As far as your caching goes, I would set it to only cache images down to a certain zoom level. As you start zooming in closer, your map rendering engine's ability to generate a dynamic image on the fly makes dealing with tens or hundreds of thousands of tile images unnecessary (at least, that's my experience thus far).

This tile layer capability makes VE a tremendous map publishing platform.
Tim Maddle
Tuesday, January 22, 2008 11:15:39 PM (Mountain Standard Time, UTC-07:00)
Tim,

Thanks for the comment - I actually arrived at this same solution while flying out to Tahoe - I'm using a path=*/tiles/*.ashx so that this handler deals with any ashx requests under the tiles path. I ended up here because my notebook is running vista and I can't see to get VS2005 to place nice with IIS7 on Vista Home Premium!

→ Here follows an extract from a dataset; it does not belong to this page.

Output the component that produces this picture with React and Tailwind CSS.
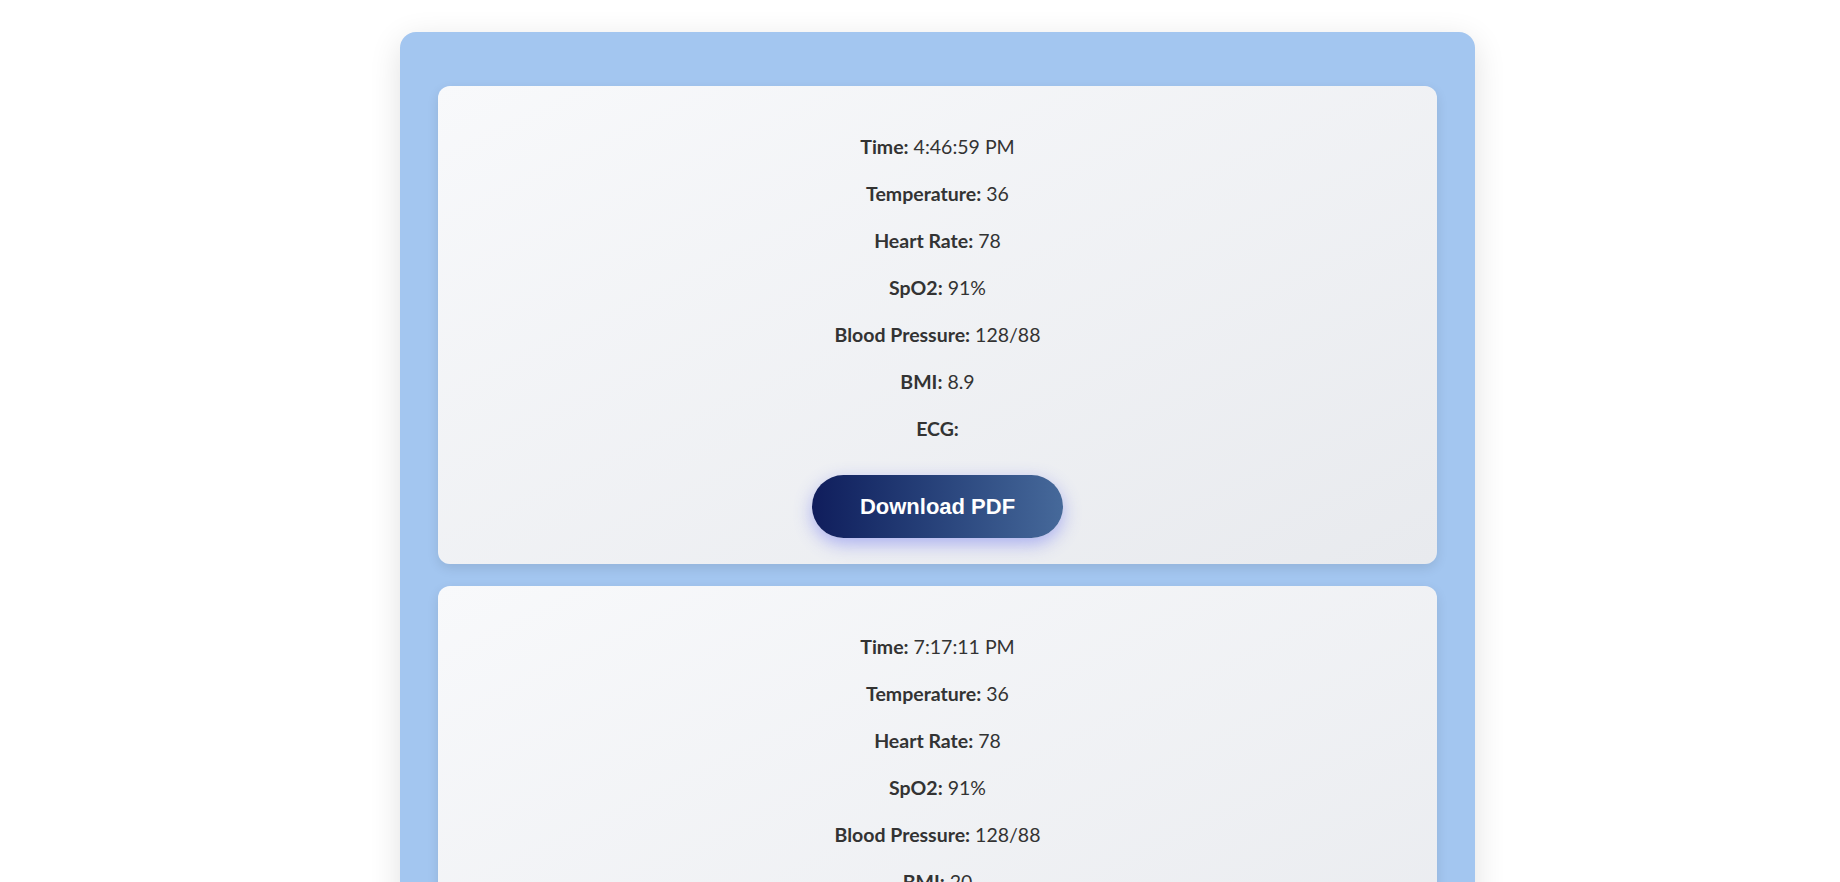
import React from "react";

const records = [
  { time: "4:46:59 PM", temp: "36", hr: "78", spo2: "91%", bp: "128/88", bmi: "8.9" },
  { time: "7:17:11 PM", temp: "36", hr: "78", spo2: "91%", bp: "128/88", bmi: "20" },
];

function Row({ label, value }) {
  return (
    <p className="leading-[29px] text-[19.5px] text-[#333]">
      <span className="font-bold">{label}</span>
      {value !== undefined && value !== "" ? " " + value : ""}
    </p>
  );
}

function Card({ r }) {
  return (
    <div className="rounded-[12px] bg-gradient-to-br from-[#f8f9fb] to-[#e8eaee] shadow-[0_4px_12px_rgba(0,0,0,0.1)] pt-[46px] pb-[26px] flex flex-col items-center">
      <div className="flex flex-col items-center gap-[18px]">
        <Row label="Time:" value={r.time} />
        <Row label="Temperature:" value={r.temp} />
        <Row label="Heart Rate:" value={r.hr} />
        <Row label="SpO2:" value={r.spo2} />
        <Row label="Blood Pressure:" value={r.bp} />
        <Row label="BMI:" value={r.bmi} />
        <Row label="ECG:" value="" />
      </div>
      <button
        className="mt-[32px] h-[63px] w-[251px] rounded-full bg-gradient-to-r from-[#101d5c] to-[#46699a] text-white font-bold text-[22px] shadow-[0_6px_18px_rgba(90,100,240,0.45)]"
        style={{ fontFamily: '"Liberation Sans", Arial, sans-serif' }}
      >
        Download PDF
      </button>
    </div>
  );
}

export default function App() {
  return (
    <div
      className="min-h-[882px] w-full bg-white pt-[32px] overflow-hidden"
      style={{ fontFamily: 'Lato, "Noto Sans", sans-serif' }}
    >
      <div className="ml-[400px] w-[1075px] rounded-[16px] bg-[#a3c6f0] shadow-[0_8px_32px_rgba(0,0,0,0.12)] px-[38px] pt-[54px] pb-[40px] flex flex-col gap-[22px]">
        {records.map((r, i) => (
          <Card key={i} r={r} />
        ))}
      </div>
    </div>
  );
}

I also like your idea about only caching down to some level - good tradeoff between storage and performance.

Thanks!

Dave
Sunday, January 27, 2008 6:51:22 AM (Mountain Standard Time, UTC-07:00)
Taking this one step further, if you want your tiles to update automatically on a certain schedule, you could incorporate a date into the tile filename and either determine the appropriate date on the fly with each request or maintain an application variable with that data. If you want to refresh the tiles every week and you reboot your server every week, it would be easy enough to refresh the tile date variable when the server reboots. What would be a little trickier is if you have multiple layers that need to be refreshed on different schedules, but it would still be very doable.